Tuesday, April 10, 2018

Renungan Pagi 11 April 2018


“POTRET KASIH ALLAH”
11 April 2018

Kekuatan Musik

“Mereka bernubuat dengan diiringi kecapi, gambus dan ceracap” (1 Tawarikh 25;1).

Musik memiliki efek yang kuat bagi jiwa, sesuatu yang sudah diketahui sejak zaman dahulu. Ia dapat menenangkan, seperti pada lagu pengantar tidur dan lagu-lagu cinta. Ia dapat menggugah, seperti dalam musik perang atau musik yang menyeramkan. (Pernahkah Anda mematikan suara musik dari suatu film?
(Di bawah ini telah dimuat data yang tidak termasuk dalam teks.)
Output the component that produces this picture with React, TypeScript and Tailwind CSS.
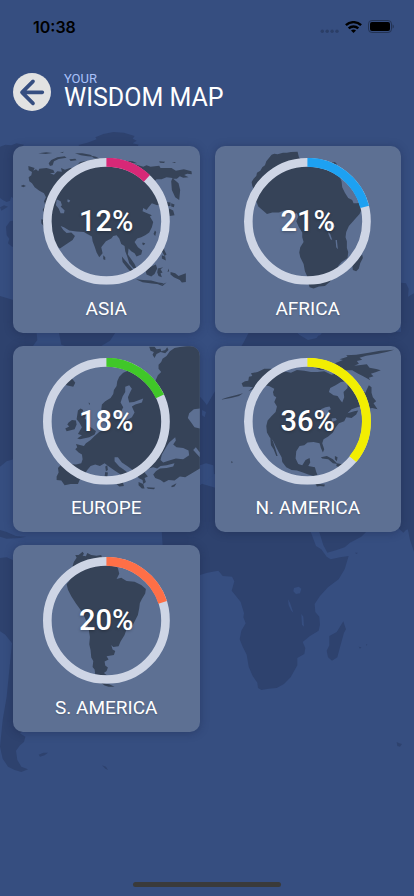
type Region = {
  name: string
  percent: number
  color: string
  viewBox: string
  land: string
  water?: string
}

const regions: Region[] = [
  {
    name: 'ASIA',
    percent: 12,
    color: '#d72877',
    viewBox: '39 18 560 560',
    land: 'M85 78 L104 84 100 92 108 88 115 94 118 86 140 84 160 90 164 98 150 100 162 104 172 94 186 95 183 84 195 89 210 84 225 83 232 75 240 66 262 62 285 57 320 54 350 62 372 68 395 70 430 80 440 76 452 80 478 77 482 84 515 84 528 92 552 88 575 94 576 103 562 101 553 105 566 112 550 113 540 109 531 116 520 116 536 130 541 150 538 180 526 172 516 150 514 124 518 114 500 112 485 118 470 118 460 128 474 134 480 152 476 170 484 192 472 196 456 190 446 202 440 210 430 204 428 214 442 220 456 226 450 230 460 246 456 262 448 278 436 286 424 292 412 296 404 306 414 322 427 332 424 344 410 350 404 340 394 334 386 326 384 344 394 358 404 372 410 386 400 384 388 370 382 350 376 334 374 318 364 312 358 296 350 286 340 288 334 296 318 304 304 322 308 340 298 352 290 338 284 320 278 304 276 290 262 282 252 276 230 275 208 272 192 262 182 258 190 270 200 279 214 278 225 288 218 300 200 312 180 326 170 318 158 296 152 270 142 262 134 262 124 250 124 238 134 240 136 224 128 210 136 196 132 184 138 172 132 160 118 152 104 142 96 130 88 124 86 112 94 106 96 96 86 90Z M62 138l8-4 8 4-8 4Z M115 40l24-3 18 2-20 3Z M180 38l12-3-4 4Z M150 78l-4-8 8-10 18-8 22-3 6 4-24 4-14 7-4 12Z M208 58l18-2 4 5-18 2Z M225 40l22 0 24 4 10 6-18-1-20-3Z M270 46l18 4 14 8-20-4Z M372 62l26 2 14 6-24-1Z M478 64l18 1-4 4-12-1Z M516 66l12 0-3 3Z M514 190l10 4-2 8-8-2Z M498 186l14 2 0 10-12 0Z M508 206l12 6 4 14-14 2-14-4 10-6Z M310 346l6 6 0 8-6-2Z M465 272l4 4-3 12-5-6Z M428 308l8 2-4 6-5-3Z M366 350l10 12 14 16 16 20 6 12-12-6-18-20-14-18Z M484 310l6 4 4 18 6 12-6 4-8-14Z M486 346l10 4 2 12-12-6Z M436 388l18-8 14-6 4 12-8 16-10 8-14-6Z M474 386l16-4-8 6 6 10-6 2 4 12-10-4-4-10Z M408 418l22 2 24 2 22 6 16 2-8 4-28-3-28-4Z M512 396l14 4 10 8 22-8 0 26-12 2-6-8-18-8-10-8Z M506 386l2 8-5 2Z M472 432l14 2 14-6-12 10Z',
    water: 'M170 178l12 6 4 12-4 4 12 12-2 8-10 0-6-14-8-10Z M203 178l8 4-4 6-5-3Z',
  },
  {
    name: 'AFRICA',
    percent: 21,
    color: '#1da1f2',
    viewBox: '22 18 560 560',
    land: 'M270 35 L250 36 238 38 226 38 210 43 200 41 192 44 184 54 176 64 172 76 164 82 158 92 148 98 146 108 138 116 132 126 134 138 140 150 141 162 137 174 146 184 152 200 166 212 178 222 194 218 214 218 230 212 246 216 256 222 268 220 272 230 266 244 274 262 284 278 284 292 288 306 278 322 275 338 278 352 288 372 292 394 300 412 302 428 306 442 318 446 334 440 352 438 366 426 378 412 392 392 392 378 402 366 420 354 422 336 418 324 418 304 414 292 416 276 424 258 442 238 456 222 464 206 466 186 448 190 438 190 434 180 422 174 412 158 404 142 402 124 396 110 390 96 384 80 388 72 382 66 362 70 346 76 336 70 314 62 300 62 290 58 282 62 274 52Z M464 344 L466 354 458 370 454 386 446 394 436 390 434 376 440 360 452 354Z',
    water: 'M366 248l12 2 4 10-10 8-10-6Z M362 276l6 6 6 18-5-2-6-14Z M384 300l4 0 3 28-5-6Z',
  },
  {
    name: 'EUROPE',
    percent: 18,
    color: '#40c728',
    viewBox: '39 16 560 560',
    land: 'M600 16 L560 17 540 19 524 22 510 32 500 46 488 54 484 64 476 72 476 84 484 94 474 104 466 122 460 128 456 116 444 112 432 104 418 92 402 86 384 90 370 96 358 108 352 122 350 136 342 148 340 160 332 172 316 182 306 192 304 206 308 216 320 218 324 232 318 244 320 258 310 266 296 276 284 286 272 298 258 308 252 316 228 310 232 320 226 326 236 336 246 342 248 356 244 368 228 372 200 370 184 372 174 382 176 396 170 408 170 418 184 420 194 434 212 430 234 430 240 416 254 402 262 388 272 376 286 372 300 376 314 368 330 380 344 390 360 400 366 412 374 400 386 398 370 386 358 378 344 362 344 350 354 350 366 366 384 378 398 388 410 398 416 412 428 418 430 430 438 424 434 412 444 408 434 396 446 384 460 380 472 384 482 376 500 374 524 368 520 378 500 382 480 384 468 392 460 402 466 412 482 418 492 426 506 418 524 420 540 408 556 410 580 396 600 384Z M448 18l16 0 6 8 12-2 2 8 12-4 6-8 4 8-10 10-14-4-12 6-6 12-6-10 4-8-10-4Z M196 112l22 4 8 10-6 12-20-4-10-10Z M234 210l8-6 8 4-4 10 12 4-4 12 10 8 4 16 10 6 10 8-4 10-16 8-28 6-8-2 14-10-12-4 6-10 6-10-8-14-8-10Z M206 246l10-8 12 2 2 12-6 14-24 6-4-8 12-6-6-6Z M316 378l6-4 2 14-6 4Z M316 394l8 2-2 14-8-2Z M344 424l24-2 4 14-14 2Z M416 424l14 6 4 14-8 0-10-10Z M440 440l26 2-4 4-18-1Z M514 436l16-8-6 10-8 2Z M266 186l4 2-2 6Z',
    water: 'M376 138l12-4 8 10-6 12-6 14 4 16 14-2 28-10-4 12-20 6-10 6 8 18-8 14-14 8-22-2-12-4-4-16 10-8 8 8 8-16-8-14 6-18 8-14Z M600 204l-18 2-14 12-4 14 10 14 10 14 16 4Z M500 318l8-12 18-16 2 10-8 12 10 8 20 2 16 8 2 14-18 12-22-2-20 6-18 6-8-8 4-16Z M426 62l22 2 6 20 8 22-6 16-14-14-10-10Z M580 328l8-8 12 16 0 14Z',
  },
  {
    name: 'N. AMERICA',
    percent: 36,
    color: '#f2ee02',
    viewBox: '22 16 560 560',
    land: 'M106 138 L102 128 112 122 122 120 124 108 134 106 130 98 150 94 170 84 190 84 210 94 228 92 250 96 268 88 290 90 310 94 330 94 350 92 372 102 392 96 412 106 424 112 416 122 400 124 384 134 368 142 364 154 378 164 390 166 398 178 404 186 410 170 408 154 420 142 420 128 436 124 444 136 456 138 462 150 478 158 484 172 490 184 478 192 456 198 432 206 420 218 440 212 452 210 446 222 432 232 416 230 410 242 394 248 382 264 376 276 362 288 348 296 344 308 350 326 346 336 340 322 336 308 318 304 300 306 290 314 276 316 266 332 264 354 272 370 284 374 294 358 306 352 308 366 302 376 322 380 326 394 330 404 318 406 302 402 286 396 268 390 252 388 236 380 224 364 222 350 212 332 204 316 196 300 186 290 178 276 176 256 180 240 192 226 204 214 208 198 200 184 206 170 196 156 200 144 184 136 168 134 152 136 140 144 122 152 136 140 124 138Z M188 290l8 12 6 18 8 26-4 0-8-20-8-12Z M42 176l18-6 24-6 22-6-12 8-24 6-26 5Z M196 152l8 4 0 14-6-6Z M320 72l20-4 14 8 16-4 14 8 10 10-18 4-18-8-20 2-14-6Z M376 76l10-10 20-8-10-2 24-8-4-4 30-2 38-6 34-6 42-3-20 6-28 6-36 6-20 6 8 6-16 4 6 8-14 6 20-2 18-2 8 10 20 4 14 4-16 6-14 4 8 8-14 4 4 8-10-6-14-8-12-6-18-10-20 0-20-6Z M484 134l8 6 0 16 4 14 10 12-8 6 12 18-16-4-18 4-8-6 14-6-4-14-6-14 4-16Z M340 350l18-4 18 10 14 14-14-2-14-12-18-2Z M388 368l20 4 12 6-20 4-14-6Z M382 346l8 4-2 12-6-6Z M324 430l12 0 16 2-2 6-12-2-10 2Z M70 362l6 2-4 4Z',
    water: 'M340 206l14-6 12-2 4 8-8 4 4 14-8 10-8-12-12-4Z M372 234l12-2 4 6-14 6Z',
  },
  {
    name: 'S. AMERICA',
    percent: 20,
    color: '#fe6f47',
    viewBox: '39 14 560 560',
    land: 'M222 92 L218 76 222 64 230 52 226 44 236 44 248 34 252 40 248 46 258 48 262 38 274 44 290 46 304 44 306 52 320 54 332 64 344 72 354 84 358 100 350 116 364 112 380 122 404 124 424 134 438 146 436 160 426 176 420 188 418 204 414 224 406 240 398 256 380 266 374 284 362 304 356 318 340 320 334 314 338 328 346 332 342 344 320 348 326 358 314 364 316 376 324 382 320 392 312 398 320 404 300 406 286 402 284 388 278 380 280 362 274 352 272 330 268 312 270 290 266 266 258 240 250 222 240 206 228 190 214 168 204 148 200 132 208 122 210 108Z M304 428l24 4 16 8-18 0-12-4Z',
  },
]

const worldLand = [
  // arctic islands and canada
  'M235 435 L262 428 290 418 286 412 310 402 340 396 372 398 404 408 398 416 410 422 398 430 416 434 404 450 360 470 280 470Z',
  'M0 440 L16 434 34 436 50 430 72 434 60 450 60 610 34 590 30 602 20 606 8 600 0 594Z',
  'M0 622 L12 616 24 620 14 626 4 632Z',
  'M18 680 L30 664 50 660 50 740 36 740 24 730 28 716 20 706Z',
  'M0 888 L20 894 40 900 50 920 80 1000 110 1000 112 1020 90 1050 50 1110 38 1122 26 1104 8 1098 0 1080 0 1240Z',
  'M0 980 L36 1000 60 1060 60 1380 40 1378 20 1384 0 1400Z',
  'M176 996 L346 998 330 1022 300 1040 230 1050 184 1034 180 1014Z',
  // europe and asia
  'M726 1036 L740 1010 750 990 880 990 900 1004 920 1014 960 1006 970 994 1242 996 1242 1580 1218 1590 1210 1598 1180 1570 1110 1580 800 1500 650 1420 600 1440 600 1190 612 1204 630 1228 636 1260 620 1270 600 1250Z',
  'M1203 848 L1218 850 1226 866 1224 890 1234 884 1242 880 1242 1010 1203 1010Z',
  // africa
  'M485 1590 L488 1640 530 1740 600 1725 622 1718 655 1712 668 1728 696 1730 703 1744 695 1772 706 1786 722 1806 732 1840 730 1852 737 1870 724 1892 719 1918 728 1940 740 1964 746 2000 758 2028 772 2048 774 2064 784 2070 806 2066 830 2064 852 2052 872 2032 892 1996 892 1974 913 1962 916 1944 908 1926 930 1908 956 1892 960 1874 958 1850 946 1836 944 1812 960 1788 984 1762 1016 1738 1034 1708 1046 1668 1020 1672 992 1678 980 1670 964 1648 948 1638 930 1590 840 1520 600 1450Z',
  'M956 1590 L970 1636 982 1658 1010 1650 1034 1642 1050 1628 1084 1610 1104 1590Z',
  'M1030 1864 L1038 1888 1032 1898 1020 1942 1012 1972 996 1982 984 1972 980 1952 988 1936 988 1908 1010 1896Z',
  'M1222 1580 L1242 1580 1242 1656 1230 1620Z',
  'M1076 1940l8 2-4 4Z M1098 1932l4 2-3 3Z M1064 1658l10 0-4 4Z',
  // caribbean and south america
  'M0 1590 L20 1596 48 1608 78 1610 60 1614 20 1616 0 1610Z',
  'M0 1674 L20 1672 60 1690 120 1760 120 2150 60 2200 76 2210 72 2226 60 2236 48 2252 52 2280 64 2300 84 2308 64 2316 44 2310 24 2300 8 2276 0 2240 8 2160 20 2090 30 1990 36 1930 16 1904 0 1894Z',
  'M116 2264l14-6 14 0-10 8-14 4Z M306 2296l12 4 6 10-8-4Z',
  'M1190 2226l8 4 8 2-6 8-8-2Z',
].join(' ')

const worldWater = [
  'M882 1764l14-4 8 6-4 14-12 2-8-8Z',
  'M864 1798l6 10 10 30-6-6-8-16Z',
  'M904 1842l6 8 2 30-6-6Z',
  'M880 988 L900 1006 924 1020 950 1014 966 990Z',
  'M600 1396 L618 1390 640 1396 642 1424 600 1456Z',
  'M606 1230l12 6-4 16-8-6Z',
].join(' ')

function WorldMap() {
  return (
    <svg
      className="absolute inset-0 size-full"
      viewBox="0 0 1242 2688"
      preserveAspectRatio="xMidYMin slice"
      aria-hidden="true"
    >
      <path d={worldLand} fill="#2e426e" />
      <path d={worldWater} fill="#364e80" />
    </svg>
  )
}

function StatusBar() {
  return (
    <div className="flex h-[53px] items-center justify-between pr-5 pl-[33px]">
      <span className="font-[Inter,sans-serif] text-base font-semibold text-black">10:38</span>
      <div className="flex items-center gap-1.5">
        <svg className="h-3 w-[19px]" viewBox="0 0 19 12" fill="#2b3e66" aria-hidden="true">
          <circle cx="2.3" cy="10.2" r="1.7" />
          <circle cx="7.2" cy="10.2" r="1.7" />
          <circle cx="12.1" cy="10.2" r="1.7" />
          <circle cx="17" cy="10.2" r="1.7" />
        </svg>
        <svg className="h-3 w-[17px]" viewBox="0 0 17 12" fill="none" stroke="#000" strokeWidth="2.4" aria-hidden="true">
          <path d="M0.9 4.2a11 11 0 0 1 15.2 0" />
          <path d="M3.7 7.4a6.9 6.9 0 0 1 9.6 0" />
          <path d="M8.5 12 6 9.6a3.6 3.6 0 0 1 5 0Z" fill="#000" stroke="none" />
        </svg>
        <svg className="h-[13px] w-[26px]" viewBox="0 0 26 13" aria-hidden="true">
          <rect x="0.5" y="0.5" width="23" height="12" rx="3.4" fill="none" stroke="#233354" />
          <rect x="2" y="2" width="20" height="9" rx="2" />
          <path d="M24.6 4.5c1.6.5 1.6 3.5 0 4Z" fill="#233354" />
        </svg>
      </div>
    </div>
  )
}

function Header() {
  return (
    <header className="flex items-center gap-[13px] px-[13px] pt-5">
      <button type="button" aria-label="Back" className="size-[38px]">
        <svg viewBox="0 0 114 114" className="size-full" fill="none">
          <circle cx="57" cy="57" r="57" fill="#e2e2e2" />
          <path
            d="M60 25 27 58l33 33M28 58h60"
            stroke="#364e80"
            strokeWidth="11"
            strokeLinecap="round"
            strokeLinejoin="round"
          />
        </svg>
      </button>
      <div>
        <p className="text-[13px] leading-3 text-[#a9c1fa]">YOUR</p>
        <h1 className="text-[25px] leading-[26px] text-white">WISDOM MAP</h1>
      </div>
    </header>
  )
}

function Ring({ percent, color }: { percent: number; color: string }) {
  return (
    <svg viewBox="0 0 382 382" className="size-full -rotate-90 [grid-area:1/1]" fill="none" strokeWidth="26" aria-hidden="true">
      <circle cx="191" cy="191" r="178" stroke="#ced5e5" />
      <circle
        cx="191"
        cy="191"
        r="178"
        stroke={color}
        strokeWidth="27"
        pathLength="100"
        strokeDasharray={`${percent} 100`}
      />
    </svg>
  )
}

function RegionCard({ region }: { region: Region }) {
  return (
    <li className="relative aspect-square overflow-hidden rounded-[10px] bg-[#5d7093] shadow-[0_1px_8px_rgba(20,30,60,0.35)]">
      <svg viewBox={region.viewBox} className="absolute inset-0 size-full" aria-hidden="true">
        <path d={region.land} fill="#364358" />
        {region.water && <path d={region.water} fill="#5d7093" />}
      </svg>
      <div className="relative flex flex-col items-center gap-3 pt-3">
        <div className="grid w-[68%] place-items-center">
          <Ring percent={region.percent} color={region.color} />
          <span className="text-[29px] leading-8 font-medium text-white [grid-area:1/1] text-shadow-[0_1px_3px_rgba(0,0,0,0.3)]">
            {region.percent}%
          </span>
        </div>
        <h2 className="text-[19px] leading-6 text-white text-shadow-[0_1px_2px_rgba(0,0,0,0.2)]">{region.name}</h2>
      </div>
    </li>
  )
}

export default function App() {
  return (
    <div className="relative flex min-h-screen flex-col overflow-hidden bg-[#364e80] font-[Roboto,sans-serif]">
      <WorldMap />
      <div className="relative flex flex-1 flex-col">
        <StatusBar />
        <Header />
        <main className="flex-1 px-[13px] pt-[35px]">
          <ul className="grid grid-cols-2 gap-x-[15px] gap-y-[13px]">
            {regions.map((region) => (
              <RegionCard key={region.name} region={region} />
            ))}
          </ul>
        </main>
        <div className="mx-auto mb-[9px] h-[5px] w-[148px] rounded-full bg-[#3a3a3a]" />
      </div>
    </div>
  )
}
Niscaya efek keseluruhan film itu akan berkurang secara drastis.) Musik telah lama digunakan untuk mengurangi stres, rasa sakit, gangguan emosi dan kekacauan mental.

Singkatnya, musik mempengaruhi dan mengungkapkan emosi, dan dapat terjadi sebaliknya seperti sebuah efek melingkar. Menyanyikan rasa cinta kita—kepada manusia atau kepada Allah—dapat juga meningkatkan emosi. Dan ketika tempo musik dimainkan, katakanlah, lewat dari 100 ketukan per menit, dan ketika iramanya meninggi, kita dapat mengalami suatu kondisi transenden dalam mana pikiran dan perasaan kita akan terangkat. (Terkadang kita menyebut keadaan ini”kegembiraan yang luar biasa.”)

Pengalaman semacam itulah yang kadang-kadang di dalam Perjanjian Lama dikaitkan dengan musik, dan menyebutnya dengan menggunakan kata benda “nubuat” atau kata kerja “bernubuat”. Ketika Saul pergi ke Gibea, ia bertemu dengan sekelompok nabi dengan “gambus, rebana, suling dan kecapi” yang “bernubuat,” dan ia sendiri pun mengalami kepenuhan itu (1 Sam.10:5),6,10,11). (Lihat juga 1 Sam. 19:20-24, di mana ia mengalami kepenuhan sambil telanjang semalaman.) Dan begitu pula ketika di kemudian hari Daud, ketia ia menjadi raja, menunjuk sekelompok musisi bait Allah untuk “bernubuat dengan diiringi kecapi, gambus dan ceracap” (1 Taw.25:1), untuk meningkatkan suasana penyembahan. Ketika Elisa ingin memunculkan karunia nubuatannya, ia pun memanggil pemain musik (2 Raj.3:15).

Kaum Pentakosta tidak berkeberatan dengan gagasan bahwasanya karunia rohani untuk bernubuat dapat (dan telah) terwujud di dalam gereja, termasuk di dalam gereja Advent. Namun mereka merasa sangat kebingungan menyaksikan ibadah gereja kita yang begitu hambar. Mengapa pula mereka membandingkan ibadah kelompok mereka yang penuh esktase emosional dengan ibadah kita yang tidak menampakkan emosi? Ibadah kelompok Advent mula-mula ditandai dengan antusiasme spiritual di mana orang-orang berteriak, menangis, dan pingsan dan kaum wanita memukuli kepala mereka begitu keras sehingga ikat rambut mereka terlepas. Saya belum siap dengan pertunjukan emosi semacam itu di gereja (bukan tipe saya, seperti kata mereka), tetapi mungkin kita juga tidak perlu takut menggunakan musik untuk menaikkan puji-pujian kita kepada Allah.

Ada yang memprotes beberapa jenis musik tertentu tidak tepat untuk digunakan dalam ibadah, tetapi mungkin kita harus mengurangi kritikan semacam itu karena tidak adanya jaminan Alkitabiah mengenai hal itu.